+++ Dataset content +++

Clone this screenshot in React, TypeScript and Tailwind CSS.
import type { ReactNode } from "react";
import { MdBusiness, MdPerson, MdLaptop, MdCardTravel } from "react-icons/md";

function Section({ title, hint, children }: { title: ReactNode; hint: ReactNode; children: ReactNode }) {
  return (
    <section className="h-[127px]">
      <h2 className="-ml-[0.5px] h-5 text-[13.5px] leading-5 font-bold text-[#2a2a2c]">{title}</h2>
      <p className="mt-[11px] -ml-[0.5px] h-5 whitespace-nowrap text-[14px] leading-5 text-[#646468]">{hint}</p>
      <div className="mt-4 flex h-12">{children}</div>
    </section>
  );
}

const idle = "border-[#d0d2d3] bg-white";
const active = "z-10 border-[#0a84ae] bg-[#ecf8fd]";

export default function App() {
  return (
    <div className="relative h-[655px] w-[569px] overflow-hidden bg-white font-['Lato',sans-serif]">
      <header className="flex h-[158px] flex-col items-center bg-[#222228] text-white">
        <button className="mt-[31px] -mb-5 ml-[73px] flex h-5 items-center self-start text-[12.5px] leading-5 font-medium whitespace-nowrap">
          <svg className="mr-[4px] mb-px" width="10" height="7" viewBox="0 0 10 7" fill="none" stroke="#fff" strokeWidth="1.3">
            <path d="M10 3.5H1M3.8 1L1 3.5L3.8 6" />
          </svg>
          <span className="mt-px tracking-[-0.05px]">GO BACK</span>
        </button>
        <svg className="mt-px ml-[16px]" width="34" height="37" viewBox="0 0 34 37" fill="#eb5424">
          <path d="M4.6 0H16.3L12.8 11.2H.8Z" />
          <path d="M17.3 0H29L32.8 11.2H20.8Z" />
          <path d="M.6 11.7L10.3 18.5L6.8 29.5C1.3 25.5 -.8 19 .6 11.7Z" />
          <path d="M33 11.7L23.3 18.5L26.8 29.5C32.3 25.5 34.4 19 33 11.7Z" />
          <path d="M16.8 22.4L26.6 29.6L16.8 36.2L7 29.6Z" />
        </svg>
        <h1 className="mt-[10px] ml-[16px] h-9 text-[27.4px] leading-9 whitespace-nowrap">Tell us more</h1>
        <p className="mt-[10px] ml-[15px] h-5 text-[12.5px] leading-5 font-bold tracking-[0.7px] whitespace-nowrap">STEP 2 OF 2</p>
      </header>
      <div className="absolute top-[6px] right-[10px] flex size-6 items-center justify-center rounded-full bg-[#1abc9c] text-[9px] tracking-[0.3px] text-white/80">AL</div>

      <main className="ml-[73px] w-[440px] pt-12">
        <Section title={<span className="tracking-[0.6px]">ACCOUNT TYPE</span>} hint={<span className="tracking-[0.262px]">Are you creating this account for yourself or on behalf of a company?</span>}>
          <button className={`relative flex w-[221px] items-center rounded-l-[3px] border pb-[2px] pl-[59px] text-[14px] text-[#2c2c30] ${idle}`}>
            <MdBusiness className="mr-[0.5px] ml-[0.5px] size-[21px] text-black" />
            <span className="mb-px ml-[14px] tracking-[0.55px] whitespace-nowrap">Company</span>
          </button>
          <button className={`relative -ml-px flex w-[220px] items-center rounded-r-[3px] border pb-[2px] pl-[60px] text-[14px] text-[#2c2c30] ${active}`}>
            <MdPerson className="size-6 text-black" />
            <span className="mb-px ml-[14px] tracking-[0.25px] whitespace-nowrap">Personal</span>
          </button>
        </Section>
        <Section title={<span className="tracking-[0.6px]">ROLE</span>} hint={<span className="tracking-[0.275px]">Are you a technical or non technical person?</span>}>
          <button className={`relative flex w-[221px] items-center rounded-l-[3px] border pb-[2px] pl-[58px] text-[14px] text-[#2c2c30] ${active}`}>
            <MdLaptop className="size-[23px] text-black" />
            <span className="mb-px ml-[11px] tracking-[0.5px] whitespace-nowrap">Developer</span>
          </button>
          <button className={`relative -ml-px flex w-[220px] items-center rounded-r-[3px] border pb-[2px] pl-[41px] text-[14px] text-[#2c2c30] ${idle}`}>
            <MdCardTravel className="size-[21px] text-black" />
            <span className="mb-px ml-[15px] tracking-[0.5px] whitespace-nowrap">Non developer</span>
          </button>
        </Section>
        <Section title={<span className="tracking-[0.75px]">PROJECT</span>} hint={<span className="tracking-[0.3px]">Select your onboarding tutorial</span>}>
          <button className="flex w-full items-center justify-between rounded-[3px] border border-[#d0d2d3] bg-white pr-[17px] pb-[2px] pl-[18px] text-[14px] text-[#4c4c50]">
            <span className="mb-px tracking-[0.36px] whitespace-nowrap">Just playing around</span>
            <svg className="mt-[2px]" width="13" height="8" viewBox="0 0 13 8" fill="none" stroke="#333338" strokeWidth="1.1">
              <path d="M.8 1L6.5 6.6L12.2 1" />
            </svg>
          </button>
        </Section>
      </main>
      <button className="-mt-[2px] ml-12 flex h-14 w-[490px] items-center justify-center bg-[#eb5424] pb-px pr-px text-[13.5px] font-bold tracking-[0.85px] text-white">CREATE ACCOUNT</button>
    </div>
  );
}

+++
+++ Dataset content +++

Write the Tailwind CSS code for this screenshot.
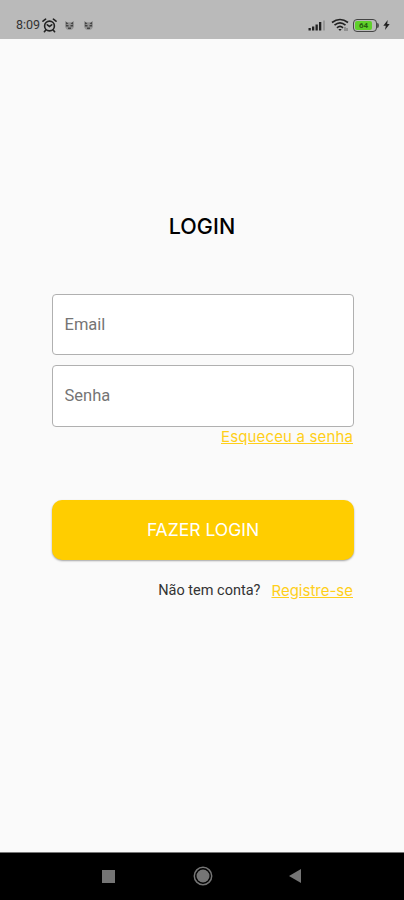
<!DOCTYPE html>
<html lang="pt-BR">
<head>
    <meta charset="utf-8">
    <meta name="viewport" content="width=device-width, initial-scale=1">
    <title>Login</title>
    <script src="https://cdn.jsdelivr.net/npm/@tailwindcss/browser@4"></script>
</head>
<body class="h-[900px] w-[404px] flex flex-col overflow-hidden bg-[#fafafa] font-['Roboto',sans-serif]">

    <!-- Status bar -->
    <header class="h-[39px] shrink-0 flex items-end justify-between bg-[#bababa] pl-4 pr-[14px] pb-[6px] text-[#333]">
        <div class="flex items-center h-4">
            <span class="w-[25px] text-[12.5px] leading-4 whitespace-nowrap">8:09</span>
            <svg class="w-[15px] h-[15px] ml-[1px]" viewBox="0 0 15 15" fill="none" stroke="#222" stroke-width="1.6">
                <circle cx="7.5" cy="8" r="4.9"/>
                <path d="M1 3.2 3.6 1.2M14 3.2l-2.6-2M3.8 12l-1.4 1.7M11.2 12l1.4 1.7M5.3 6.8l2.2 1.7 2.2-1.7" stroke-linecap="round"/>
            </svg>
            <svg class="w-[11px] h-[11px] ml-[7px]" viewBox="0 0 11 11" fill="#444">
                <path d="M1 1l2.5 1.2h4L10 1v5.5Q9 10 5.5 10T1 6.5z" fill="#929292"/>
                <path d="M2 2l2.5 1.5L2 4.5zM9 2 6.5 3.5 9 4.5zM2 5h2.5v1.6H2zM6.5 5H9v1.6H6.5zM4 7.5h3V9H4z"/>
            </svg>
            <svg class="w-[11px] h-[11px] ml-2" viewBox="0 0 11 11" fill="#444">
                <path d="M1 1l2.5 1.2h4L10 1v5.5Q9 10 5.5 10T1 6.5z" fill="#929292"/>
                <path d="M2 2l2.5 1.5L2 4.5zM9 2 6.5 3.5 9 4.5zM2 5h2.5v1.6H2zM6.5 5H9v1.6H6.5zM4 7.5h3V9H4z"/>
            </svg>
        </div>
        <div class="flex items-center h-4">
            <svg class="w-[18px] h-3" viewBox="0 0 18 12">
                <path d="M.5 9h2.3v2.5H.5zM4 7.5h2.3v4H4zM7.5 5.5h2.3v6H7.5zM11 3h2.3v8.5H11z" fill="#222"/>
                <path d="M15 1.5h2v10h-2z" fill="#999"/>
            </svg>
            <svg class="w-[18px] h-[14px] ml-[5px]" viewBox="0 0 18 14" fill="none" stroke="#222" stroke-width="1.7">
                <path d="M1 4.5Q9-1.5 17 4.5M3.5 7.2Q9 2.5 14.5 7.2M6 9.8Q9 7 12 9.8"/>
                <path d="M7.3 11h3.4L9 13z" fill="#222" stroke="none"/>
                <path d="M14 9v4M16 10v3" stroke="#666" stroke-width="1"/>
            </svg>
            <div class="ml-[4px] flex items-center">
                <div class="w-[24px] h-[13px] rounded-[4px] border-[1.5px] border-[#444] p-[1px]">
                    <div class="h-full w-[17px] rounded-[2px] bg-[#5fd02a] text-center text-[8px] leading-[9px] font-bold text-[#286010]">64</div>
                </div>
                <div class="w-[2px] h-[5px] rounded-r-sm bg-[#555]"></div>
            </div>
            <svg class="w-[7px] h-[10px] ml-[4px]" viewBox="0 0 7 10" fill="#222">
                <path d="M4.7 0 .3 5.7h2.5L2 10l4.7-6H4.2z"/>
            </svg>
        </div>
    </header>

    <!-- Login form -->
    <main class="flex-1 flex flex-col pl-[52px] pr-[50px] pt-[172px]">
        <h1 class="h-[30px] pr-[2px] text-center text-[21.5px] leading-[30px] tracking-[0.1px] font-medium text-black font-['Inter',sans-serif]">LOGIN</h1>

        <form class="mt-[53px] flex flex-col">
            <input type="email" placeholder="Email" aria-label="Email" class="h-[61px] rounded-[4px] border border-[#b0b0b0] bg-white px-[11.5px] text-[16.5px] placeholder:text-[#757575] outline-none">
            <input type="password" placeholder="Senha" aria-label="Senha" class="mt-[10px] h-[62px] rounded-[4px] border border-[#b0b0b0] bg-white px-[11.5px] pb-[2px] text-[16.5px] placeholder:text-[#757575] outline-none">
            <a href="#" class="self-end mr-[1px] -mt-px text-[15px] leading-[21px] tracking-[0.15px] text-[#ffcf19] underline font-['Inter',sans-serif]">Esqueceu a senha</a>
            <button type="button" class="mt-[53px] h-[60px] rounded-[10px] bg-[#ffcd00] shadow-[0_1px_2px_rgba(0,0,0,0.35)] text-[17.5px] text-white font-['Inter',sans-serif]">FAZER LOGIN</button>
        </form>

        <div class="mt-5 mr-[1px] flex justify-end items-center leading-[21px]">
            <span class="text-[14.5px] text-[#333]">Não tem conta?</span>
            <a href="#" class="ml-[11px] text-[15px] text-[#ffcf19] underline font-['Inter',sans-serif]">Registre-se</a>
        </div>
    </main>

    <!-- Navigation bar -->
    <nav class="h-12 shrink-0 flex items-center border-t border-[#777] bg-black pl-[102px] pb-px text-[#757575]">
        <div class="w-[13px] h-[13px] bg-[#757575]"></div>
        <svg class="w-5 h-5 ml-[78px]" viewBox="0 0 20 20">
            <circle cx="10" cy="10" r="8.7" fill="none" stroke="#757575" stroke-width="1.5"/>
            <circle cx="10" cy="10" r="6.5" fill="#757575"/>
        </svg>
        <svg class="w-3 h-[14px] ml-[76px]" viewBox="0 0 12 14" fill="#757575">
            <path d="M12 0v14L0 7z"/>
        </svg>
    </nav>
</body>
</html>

+++
+++ Dataset content +++

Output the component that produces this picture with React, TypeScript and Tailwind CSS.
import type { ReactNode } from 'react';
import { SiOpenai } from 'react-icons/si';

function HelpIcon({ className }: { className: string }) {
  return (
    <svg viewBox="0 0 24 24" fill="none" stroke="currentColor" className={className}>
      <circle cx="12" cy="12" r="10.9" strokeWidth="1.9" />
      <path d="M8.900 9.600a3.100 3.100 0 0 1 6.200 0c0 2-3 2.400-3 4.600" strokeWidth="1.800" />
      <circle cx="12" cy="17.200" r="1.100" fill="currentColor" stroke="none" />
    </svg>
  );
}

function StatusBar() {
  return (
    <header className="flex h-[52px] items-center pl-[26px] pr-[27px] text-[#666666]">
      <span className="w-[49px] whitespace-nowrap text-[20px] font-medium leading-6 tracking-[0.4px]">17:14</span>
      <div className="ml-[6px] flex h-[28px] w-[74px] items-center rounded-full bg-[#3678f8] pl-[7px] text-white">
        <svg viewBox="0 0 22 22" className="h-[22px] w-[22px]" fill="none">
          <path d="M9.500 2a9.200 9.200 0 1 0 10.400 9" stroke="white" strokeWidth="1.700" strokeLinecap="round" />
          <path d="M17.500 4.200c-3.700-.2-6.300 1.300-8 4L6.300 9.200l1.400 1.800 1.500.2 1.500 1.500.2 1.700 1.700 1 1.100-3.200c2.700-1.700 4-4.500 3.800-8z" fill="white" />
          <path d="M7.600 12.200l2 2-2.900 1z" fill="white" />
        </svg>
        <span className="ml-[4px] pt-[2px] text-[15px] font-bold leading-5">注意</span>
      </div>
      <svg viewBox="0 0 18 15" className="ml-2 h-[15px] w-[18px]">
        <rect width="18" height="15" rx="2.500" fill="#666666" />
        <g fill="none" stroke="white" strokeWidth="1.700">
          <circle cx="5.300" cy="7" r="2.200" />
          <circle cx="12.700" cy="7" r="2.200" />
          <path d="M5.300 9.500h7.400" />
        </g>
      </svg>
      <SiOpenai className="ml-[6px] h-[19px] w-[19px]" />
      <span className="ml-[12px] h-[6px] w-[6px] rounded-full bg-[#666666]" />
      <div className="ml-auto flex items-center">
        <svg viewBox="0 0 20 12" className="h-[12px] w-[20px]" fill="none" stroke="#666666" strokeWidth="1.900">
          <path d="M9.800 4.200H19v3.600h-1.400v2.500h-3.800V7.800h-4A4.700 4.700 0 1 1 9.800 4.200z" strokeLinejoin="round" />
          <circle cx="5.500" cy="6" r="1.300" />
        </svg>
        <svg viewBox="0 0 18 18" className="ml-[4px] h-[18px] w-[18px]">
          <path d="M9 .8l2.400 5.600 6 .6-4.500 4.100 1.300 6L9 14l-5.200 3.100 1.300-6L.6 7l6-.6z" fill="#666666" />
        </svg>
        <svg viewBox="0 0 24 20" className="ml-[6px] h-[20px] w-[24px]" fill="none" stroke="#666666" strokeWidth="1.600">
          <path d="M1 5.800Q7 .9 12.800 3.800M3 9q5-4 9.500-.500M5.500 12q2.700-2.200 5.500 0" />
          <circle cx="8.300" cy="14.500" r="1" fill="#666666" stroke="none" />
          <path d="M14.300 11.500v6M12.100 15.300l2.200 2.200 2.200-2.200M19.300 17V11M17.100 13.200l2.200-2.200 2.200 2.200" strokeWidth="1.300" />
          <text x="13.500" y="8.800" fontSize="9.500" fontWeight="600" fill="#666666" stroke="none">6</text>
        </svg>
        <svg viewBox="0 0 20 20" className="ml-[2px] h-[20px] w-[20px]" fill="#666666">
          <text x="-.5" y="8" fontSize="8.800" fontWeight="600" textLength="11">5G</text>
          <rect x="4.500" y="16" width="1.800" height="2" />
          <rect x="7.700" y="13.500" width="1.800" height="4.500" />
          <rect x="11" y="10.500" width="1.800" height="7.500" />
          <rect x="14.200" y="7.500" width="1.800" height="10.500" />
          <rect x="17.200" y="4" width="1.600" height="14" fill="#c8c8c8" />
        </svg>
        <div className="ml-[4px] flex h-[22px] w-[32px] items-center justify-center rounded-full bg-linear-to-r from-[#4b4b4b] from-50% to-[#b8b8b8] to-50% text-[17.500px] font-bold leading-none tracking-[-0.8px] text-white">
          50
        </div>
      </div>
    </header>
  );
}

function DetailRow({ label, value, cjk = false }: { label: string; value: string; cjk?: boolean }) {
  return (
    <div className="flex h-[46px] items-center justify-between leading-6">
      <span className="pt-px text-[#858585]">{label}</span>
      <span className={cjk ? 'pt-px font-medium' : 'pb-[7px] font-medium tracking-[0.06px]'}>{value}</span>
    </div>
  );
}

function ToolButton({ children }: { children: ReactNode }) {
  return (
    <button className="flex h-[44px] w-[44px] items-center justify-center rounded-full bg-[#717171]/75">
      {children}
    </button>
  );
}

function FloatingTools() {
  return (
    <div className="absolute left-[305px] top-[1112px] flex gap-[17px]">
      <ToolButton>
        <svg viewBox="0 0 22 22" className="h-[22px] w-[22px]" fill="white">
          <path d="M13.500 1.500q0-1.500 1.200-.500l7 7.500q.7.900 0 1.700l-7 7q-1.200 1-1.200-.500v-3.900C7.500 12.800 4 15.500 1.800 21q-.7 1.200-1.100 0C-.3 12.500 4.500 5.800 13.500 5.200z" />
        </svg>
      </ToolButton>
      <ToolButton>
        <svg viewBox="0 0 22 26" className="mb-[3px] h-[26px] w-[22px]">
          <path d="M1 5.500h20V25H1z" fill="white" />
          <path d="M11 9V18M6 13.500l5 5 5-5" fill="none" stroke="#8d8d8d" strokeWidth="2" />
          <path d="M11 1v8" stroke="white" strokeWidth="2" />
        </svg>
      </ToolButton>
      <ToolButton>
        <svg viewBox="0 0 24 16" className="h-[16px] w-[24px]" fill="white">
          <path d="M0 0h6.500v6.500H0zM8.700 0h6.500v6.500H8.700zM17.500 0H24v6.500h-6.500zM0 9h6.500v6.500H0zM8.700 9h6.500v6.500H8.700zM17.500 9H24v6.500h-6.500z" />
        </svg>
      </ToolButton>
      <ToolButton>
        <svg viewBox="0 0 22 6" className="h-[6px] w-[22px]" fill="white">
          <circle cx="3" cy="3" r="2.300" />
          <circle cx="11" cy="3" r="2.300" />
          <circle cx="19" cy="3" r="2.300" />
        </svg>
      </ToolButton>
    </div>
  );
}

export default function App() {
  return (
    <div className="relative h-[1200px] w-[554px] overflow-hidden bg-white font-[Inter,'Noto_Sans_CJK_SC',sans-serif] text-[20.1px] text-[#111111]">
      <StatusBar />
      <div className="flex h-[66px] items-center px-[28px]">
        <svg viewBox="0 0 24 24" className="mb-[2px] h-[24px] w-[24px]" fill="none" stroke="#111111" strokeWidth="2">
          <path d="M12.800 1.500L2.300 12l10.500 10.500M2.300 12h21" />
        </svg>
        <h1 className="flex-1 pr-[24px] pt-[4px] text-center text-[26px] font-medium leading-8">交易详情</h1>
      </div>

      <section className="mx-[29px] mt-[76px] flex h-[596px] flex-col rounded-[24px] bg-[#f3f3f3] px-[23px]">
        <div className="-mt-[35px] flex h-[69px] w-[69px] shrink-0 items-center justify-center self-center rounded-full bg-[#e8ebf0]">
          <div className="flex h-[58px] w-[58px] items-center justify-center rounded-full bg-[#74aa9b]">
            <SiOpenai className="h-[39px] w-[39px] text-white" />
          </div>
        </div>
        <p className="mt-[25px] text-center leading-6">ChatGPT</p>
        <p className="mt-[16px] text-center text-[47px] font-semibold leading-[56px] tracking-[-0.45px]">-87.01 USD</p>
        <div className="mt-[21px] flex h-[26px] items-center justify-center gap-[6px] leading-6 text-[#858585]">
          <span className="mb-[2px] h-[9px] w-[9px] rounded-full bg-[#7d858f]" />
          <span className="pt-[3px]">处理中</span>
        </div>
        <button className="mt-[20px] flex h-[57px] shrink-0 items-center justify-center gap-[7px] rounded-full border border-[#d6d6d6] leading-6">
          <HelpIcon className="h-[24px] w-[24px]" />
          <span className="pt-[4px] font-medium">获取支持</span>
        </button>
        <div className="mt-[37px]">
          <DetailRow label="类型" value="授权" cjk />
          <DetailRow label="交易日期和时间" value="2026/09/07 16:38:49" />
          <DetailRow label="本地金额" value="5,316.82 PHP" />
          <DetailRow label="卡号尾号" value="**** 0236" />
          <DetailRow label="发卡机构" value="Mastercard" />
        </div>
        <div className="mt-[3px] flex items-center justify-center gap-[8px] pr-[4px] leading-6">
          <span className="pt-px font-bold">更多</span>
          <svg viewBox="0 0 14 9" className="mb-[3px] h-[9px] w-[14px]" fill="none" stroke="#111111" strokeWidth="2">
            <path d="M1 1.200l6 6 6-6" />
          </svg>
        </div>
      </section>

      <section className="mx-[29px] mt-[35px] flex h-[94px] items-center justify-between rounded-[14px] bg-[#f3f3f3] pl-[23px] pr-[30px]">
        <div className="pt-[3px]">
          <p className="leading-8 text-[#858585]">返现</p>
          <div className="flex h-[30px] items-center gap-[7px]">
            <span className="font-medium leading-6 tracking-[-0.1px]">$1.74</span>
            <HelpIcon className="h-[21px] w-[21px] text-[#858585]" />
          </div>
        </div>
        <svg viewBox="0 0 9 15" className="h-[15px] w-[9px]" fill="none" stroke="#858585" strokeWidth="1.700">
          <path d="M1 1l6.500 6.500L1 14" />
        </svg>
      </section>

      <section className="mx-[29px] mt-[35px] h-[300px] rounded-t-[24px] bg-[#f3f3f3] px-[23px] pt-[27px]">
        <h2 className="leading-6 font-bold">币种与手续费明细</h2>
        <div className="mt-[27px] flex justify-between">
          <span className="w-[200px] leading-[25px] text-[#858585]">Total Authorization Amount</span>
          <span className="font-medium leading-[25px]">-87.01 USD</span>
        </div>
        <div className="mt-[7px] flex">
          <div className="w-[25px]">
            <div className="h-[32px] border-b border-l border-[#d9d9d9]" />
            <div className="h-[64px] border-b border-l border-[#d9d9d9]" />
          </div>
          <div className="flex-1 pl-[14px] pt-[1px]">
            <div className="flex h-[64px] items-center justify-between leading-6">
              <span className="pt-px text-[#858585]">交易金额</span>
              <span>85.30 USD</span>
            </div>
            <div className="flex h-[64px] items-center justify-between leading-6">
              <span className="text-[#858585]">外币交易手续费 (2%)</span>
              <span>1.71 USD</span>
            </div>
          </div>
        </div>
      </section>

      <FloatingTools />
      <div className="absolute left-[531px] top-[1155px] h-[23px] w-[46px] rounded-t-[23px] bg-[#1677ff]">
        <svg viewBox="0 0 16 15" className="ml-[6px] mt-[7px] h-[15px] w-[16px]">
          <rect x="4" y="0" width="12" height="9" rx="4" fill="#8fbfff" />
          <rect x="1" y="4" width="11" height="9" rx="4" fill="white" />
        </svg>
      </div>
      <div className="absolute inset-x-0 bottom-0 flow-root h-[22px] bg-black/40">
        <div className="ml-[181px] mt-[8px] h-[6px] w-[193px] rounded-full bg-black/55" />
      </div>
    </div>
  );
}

+++

Make an exact copy of the lines from the one that contains "Write the Tailwind" through the one that contains "w-[404px] flex flex-col", both included, and no other lines. Pictures are skipped.

Write the Tailwind CSS code for this screenshot.
<!DOCTYPE html>
<html lang="pt-BR">
<head>
    <meta charset="utf-8">
    <meta name="viewport" content="width=device-width, initial-scale=1">
    <title>Login</title>
    <script src="https://cdn.jsdelivr.net/npm/@tailwindcss/browser@4"></script>
</head>
<body class="h-[900px] w-[404px] flex flex-col overflow-hidden bg-[#fafafa] font-['Roboto',sans-serif]">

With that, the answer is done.